Ein Exemplar des Brachelschen Gesangbuchs befand sich Ende des 19. Jahrhunderts im Besitz des Gymnasiallehrers Georg Hölscher in Recklinghausen, wo es unter anderem von dem katholischen Kirchenliedforscher Wilhelm Bäumker ausgewertet wurde. Es ist nicht identisch mit dem jetzt erworbenen, wie die nirgendwo erwähnte zweite Beibindung (Vom Leben Vnd Wunderzeichen der heyligen vnd würdigen Theresæ, Von Iesv, Stiffterin der Discalciaten Carmeliten : Zwey newe Lieder. Köln: Peter Brachel 1622) zeigt. Die erste Beibindung, eine Sammlung von zwölf Liedern zu Ehren der Heiligen Ignatius und Franz Xaver (ebenfalls 1622 von Peter Brachel verlegt und bislang verschollen), war hingegen auch Bäumker bekannt. Das neu aufgetauchte Exemplar wurde laut Besitzvermerk 1629 vom Kölner Jesuitenkolleg erworben, an dem Spee bis 1610 Schüler gewesen war.
Eine Rekonstruktion des verlorenen Gesangbuchs publizierte van Oorschot 2004 im vierten Band seiner Spee-Ausgabe. Sie beruht zum großen Teil auf den älteren Vorabveröffentlichungen von Teilen des Gesangbuchs, die Spee 1621 und 1622 in Würzburg publizierte. So konnten alle 93 Melodien sowie 111 von 119 Texten, die Bäumker aufführt, von Oorschot identifiziert werden. Der Abgleich dieser Rekonstruktion mit dem wieder aufgefundenen Gesangbuch dürfte für die an Spee und dem katholischen Kirchengesang interessierte Forschungscommunity von besonderem Reiz sein. Hierzu wird der Druck in Kürze digital zur Verfügung gestellt. Eine erste Sichtung zeigt die große Genauigkeit der Rekonstruktion, die sogar die Orthographie des Originals mit einbezieht. Das Inhaltsverzeichnis führt 118 Lieder auf. Acht Lieder, die in dem Gesangbuch vermutet wurden, konnten nicht aufgefunden werden, während 13 darin vorhandene Lieder nicht Teil der Rekonstruktion sind. Dabei handelt es sich offenbar durchgehend um ältere Lieder, die nicht von Spee stammen. Dazu gehören das auf Martin Luther zurückgehende Gelobet seystu Jesu Christ (S. 132) und das lateinische Weihnachtslied Resonet in laudibus (S. 129, deutsch: Joseph, lieber Joseph mein).

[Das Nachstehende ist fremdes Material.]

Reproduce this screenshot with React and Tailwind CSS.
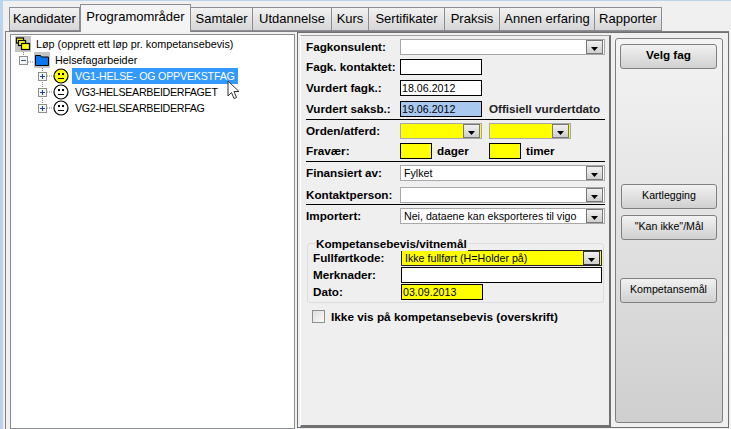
import React from 'react'

const tabs = [
  { label: 'Kandidater', w: 'w-[71px]' },
  { label: 'Programområder', w: 'w-[111px]', active: true },
  { label: 'Samtaler', w: 'w-[63px]' },
  { label: 'Utdannelse', w: 'w-[80px]' },
  { label: 'Kurs', w: 'w-[38px]' },
  { label: 'Sertifikater', w: 'w-[77px]' },
  { label: 'Praksis', w: 'w-[56px]' },
  { label: 'Annen erfaring', w: 'w-[96px]' },
  { label: 'Rapporter', w: 'w-[68px]' },
]

const Tab = ({ label, w, active }) =>
  active ? (
    <div className={`${w} h-[28px] -mb-px z-10 border border-b-0 border-[#8a8d94] bg-[#f4f4f4] text-center text-[13px] leading-[23px]`}>
      {label}
    </div>
  ) : (
    <div className={`${w} h-[24px] -ml-px border border-[#8a8d94] bg-gradient-to-b from-[#f2f2f2] to-[#d6d6d6] text-center text-[13px] leading-[21px]`}>
      {label}
    </div>
  )

const Smiley = ({ color }) => (
  <svg width="16" height="16" viewBox="0 0 16 16" className="shrink-0">
    <circle cx="8" cy="8" r="7" fill={color} stroke="#000" strokeWidth="1.2" />
    <rect x="5" y="5" width="2" height="2" fill="#000" />
    <rect x="9" y="5" width="2" height="2" fill="#000" />
    <rect x="5" y="10" width="6" height="1" fill="#000" />
  </svg>
)

const Expander = ({ minus }) => (
  <svg width="9" height="9" viewBox="0 0 9 9" className="shrink-0">
    <rect x="0.5" y="0.5" width="8" height="8" fill="#f4f4f4" stroke="#8e8f8f" />
    <rect x="2" y="4" width="5" height="1" fill={minus ? '#3a5a80' : '#1f3f9a'} />
    {!minus && <rect x="4" y="2" width="1" height="5" fill="#1f3f9a" />}
  </svg>
)

const Tree = () => (
  <div className="w-[285px] shrink-0 border border-[#8a8d94] bg-white text-[10.67px] leading-4">
    <div className="relative ml-[4px] mt-px">
      {/* dotted connectors */}
      <svg width="60" height="80" className="absolute left-0 top-0">
        <path d="M8.5 16V22 M13 26H19 M27.5 32V72 M28 40H38 M28 56H38 M28 72H38" stroke="#808080" strokeDasharray="1 1" fill="none" />
      </svg>
      <div className="relative flex h-4 items-center">
        <svg width="16" height="16" viewBox="0 0 16 16" className="shrink-0 bg-[#c4c4c4]">
          <g stroke="#000" strokeWidth="1.2" fill="#ffff00">
            <rect x="1.5" y="2" width="7" height="5" />
            <rect x="3.5" y="4.5" width="7" height="5" />
            <rect x="6.5" y="7.5" width="8" height="6" />
          </g>
        </svg>
        <span className="ml-[5px] text-[10.8px]">Løp (opprett ett løp pr. kompetansebevis)</span>
      </div>
      <div className="relative flex h-4 items-center">
        <div className="ml-[4px]"><Expander minus /></div>
        <svg width="16" height="16" viewBox="0 0 16 16" className="ml-[6px] shrink-0 bg-[#c4c4c4]">
          <path d="M1.5 13.5V3.5H6.5L7.5 5H14.5V13.5Z" fill="#0a78f0" stroke="#000" />
        </svg>
        <span className="ml-[5px] text-[10.8px]">Helsefagarbeider</span>
      </div>
      <div className="relative flex h-4 items-center">
        <div className="ml-[23px]"><Expander /></div>
        <div className="ml-[6px]"><Smiley color="#ffff00" /></div>
        <span className="ml-[3px] bg-[#3399ff] px-[3px] tracking-[-0.2px] text-white">VG1-HELSE- OG OPPVEKSTFAG</span>
      </div>
      <div className="relative flex h-4 items-center">
        <div className="ml-[23px]"><Expander /></div>
        <div className="ml-[6px]"><Smiley color="#ffffff" /></div>
        <span className="ml-[6px] tracking-[-0.3px]">VG3-HELSEARBEIDERFAGET</span>
      </div>
      <div className="relative flex h-4 items-center">
        <div className="ml-[23px]"><Expander /></div>
        <div className="ml-[6px]"><Smiley color="#ffffff" /></div>
        <span className="ml-[6px] tracking-[-0.3px]">VG2-HELSEARBEIDERFAG</span>
      </div>
      {/* mouse pointer */}
      <svg width="14" height="21" viewBox="0 0 14 21" className="absolute left-[212px] top-[44px]">
        <path d="M1 1V16L4.5 12.5L7 18.5L9.5 17.5L7 11.5H12Z" fill="#fff" stroke="#333" strokeLinejoin="round" />
      </svg>
    </div>
  </div>
)

const ArrowButton = ({ dark }) => (
  <div className={`flex w-[17px] shrink-0 items-center justify-center self-stretch border bg-gradient-to-b from-[#f0f0f0] to-[#cfcfcf] ${dark ? 'border-[#333]' : 'border-[#777]'}`}>
    <svg width="7" height="4" viewBox="0 0 7 4" className="mt-[4px]"><path d="M0 0H7L3.5 4Z" fill="#000" /></svg>
  </div>
)

const Combo = ({ value, className = '', yellow, dark }) => (
  <div className={`flex h-4 items-stretch border pl-[2px] pr-px ${dark ? 'border-[#222]' : 'border-[#a8a8a8]'} ${yellow ? 'bg-[#ffff00]' : 'bg-white'} ${className}`}>
    <span className="flex-1 truncate pl-[1px] text-[10.67px] leading-[14px]">{value}</span>
    <ArrowButton dark={dark} />
  </div>
)

const Input = ({ value, className = '' }) => (
  <div className={`h-4 border border-black px-px text-[10.67px] leading-[14px] ${className}`}>{value}</div>
)

const Row = ({ label, children, className = '' }) => (
  <div className={`flex h-4 items-center ${className}`}>
    <span className="w-[94px] shrink-0 text-[11.7px] font-bold leading-4">{label}</span>
    {children}
  </div>
)

const Divider = ({ className = '' }) => <div className={`h-px bg-black ${className}`} />

const Form = () => (
  <div className="w-[311px] border-b-2 border-l border-r-2 border-t border-b-[#707070] border-l-white border-r-[#707070] border-t-[#a0a0a0] bg-[#efefef] pl-[5px] pt-[3px]">
    <Row label="Fagkonsulent:"><Combo value="" className="w-[205px]" /></Row>
    <Row label="Fagk. kontaktet:" className="mt-[4px]"><Input value="" className="w-[82px] bg-white" /></Row>
    <Row label="Vurdert fagk.:" className="mt-[5px]"><Input value="18.06.2012" className="w-[82px] bg-white" /></Row>
    <Row label="Vurdert saksb.:" className="mt-[5px]">
      <Input value="19.06.2012" className="w-[82px] bg-[#a8c8f0]" />
      <span className="ml-[7px] text-[11.7px] font-bold leading-4 text-[#222]">Offisiell vurdertdato</span>
    </Row>
    <Divider className="mt-[2px] w-[299px]" />
    <Row label="Orden/atferd:" className="mt-[3px]">
      <Combo value="" yellow className="w-[82px]" />
      <Combo value="" yellow className="ml-[7px] w-[82px]" />
    </Row>
    <Row label="Fravær:" className="mt-[4px]">
      <Input value="" className="w-[32px] bg-[#ffff00]" />
      <span className="ml-[5px] w-[52px] text-[11.7px] font-bold leading-4">dager</span>
      <Input value="" className="w-[32px] bg-[#ffff00]" />
      <span className="ml-[5px] text-[11.7px] font-bold leading-4">timer</span>
    </Row>
    <Divider className="mt-[2px] w-[299px]" />
    <Row label="Finansiert av:" className="mt-[3px]"><Combo value="Fylket" className="w-[205px]" /></Row>
    <Row label="Kontaktperson:" className="mt-[6px]"><Combo value="" className="w-[205px]" /></Row>
    <Divider className="mt-[1px] w-[299px]" />
    <Row label="Importert:" className="mt-[3px]"><Combo value="Nei, dataene kan eksporteres til vigo" className="w-[205px]" /></Row>

    <div className="relative ml-[1px] mt-[19px] h-[60px] w-[297px] rounded-[3px] border border-[#dcdcdc] pl-[5px] pt-[6px]">
      <span className="absolute left-[7px] -top-[7px] bg-[#efefef] px-px text-[11.7px] font-bold leading-[14px]">Kompetansebevis/vitnemål</span>
      <div className="flex h-4 items-center">
        <span className="w-[88px] shrink-0 text-[11.7px] font-bold leading-4">Fullførtkode:</span>
        <Combo value="Ikke fullført (H=Holder på)" yellow dark className="w-[201px]" />
      </div>
      <div className="mt-[1px] flex h-4 items-center">
        <span className="w-[88px] shrink-0 text-[11.7px] font-bold leading-4">Merknader:</span>
        <Input value="" className="w-[201px] bg-white" />
      </div>
      <div className="mt-[1px] flex h-4 items-center">
        <span className="w-[88px] shrink-0 text-[11.7px] font-bold leading-4">Dato:</span>
        <Input value="03.09.2013" className="w-[82px] bg-[#ffff00]" />
      </div>
    </div>

    <div className="ml-[6px] mt-[7px] flex h-[13px] items-center">
      <div className="h-[13px] w-[13px] border border-[#8e8f8f] bg-gradient-to-br from-[#dedede] to-[#fafafa]" />
      <span className="ml-[6px] text-[11.8px] font-bold leading-4">Ikke vis på kompetansebevis (overskrift)</span>
    </div>
  </div>
)

const Btn = ({ label, bold, className = '' }) => (
  <div className={`flex h-[25px] items-center justify-center rounded-[3px] border border-[#808080] bg-gradient-to-b from-[#f2f2f2] to-[#d0d0d0] pb-[3px] ${bold ? 'text-[11.7px] font-bold' : 'text-[10.67px]'} ${className}`}>
    {label}
  </div>
)

const Side = () => (
  <div className="ml-[4px] mt-[5px] mb-[4px] flex w-[108px] shrink-0 flex-col rounded-[3px] border border-[#808080] bg-gradient-to-b from-[#f4f4f4] to-[#cfcfcf] pl-[4px] pt-[5px]">
    <Btn label="Velg fag" bold className="w-[97px]" />
    <Btn label="Kartlegging" className="mt-[115px] ml-px w-[96px]" />
    <Btn label={'"Kan ikke"/Mål'} className="mt-[6px] ml-px w-[96px]" />
    <Btn label="Kompetansemål" className="mt-[38px] w-[97px]" />
  </div>
)

export default function App() {
  return (
    <div className="flex h-[429px] w-[731px] overflow-hidden bg-[#f0f0f0] font-['Liberation_Sans',Arial,sans-serif] text-black">
      <div className="w-[3px] shrink-0 bg-[#b9d4ee]" />
      <div className="flex-1 pl-[2px] pr-[2px]">
        <div className="h-px -ml-[5px] -mr-[2px] bg-[#b9d4ee]" />
        <div className="flex h-[30px] items-end pl-[5px] pt-[3px]">
          {tabs.map((t) => <Tab key={t.label} {...t} />)}
        </div>
        <div className="flex h-[398px] border-l border-t border-[#808080] pl-[4px] pt-[2px]">
          <Tree />
          <div className="-mt-[2px] ml-[2px] mb-px flex w-[432px] border border-[#707070] pl-[2px]">
            <div className="flex pt-[2px]"><Form /></div>
            <Side />
          </div>
        </div>
      </div>
    </div>
  )
}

Auf Identifikation warten drei mit Noten versehene Stücke: Das kurze lateinische Ave Maria (S. 62), ein „Posaun“ überschriebener Ruf mit dem Text „Alleluia“ und „Erstanden ist der heylig Christ“ (S. 154) und die Letaney Von vnser lieben Frew zu Loreto, beginnend „Kyrie eleison“ (S. 211).
Der kleinformatige Sammelband mit den drei Liederbüchern konnte im Frühjahr 2022 von der Herzog August Bibliothek für die Sammlung Deutscher Drucke ersteigert werden.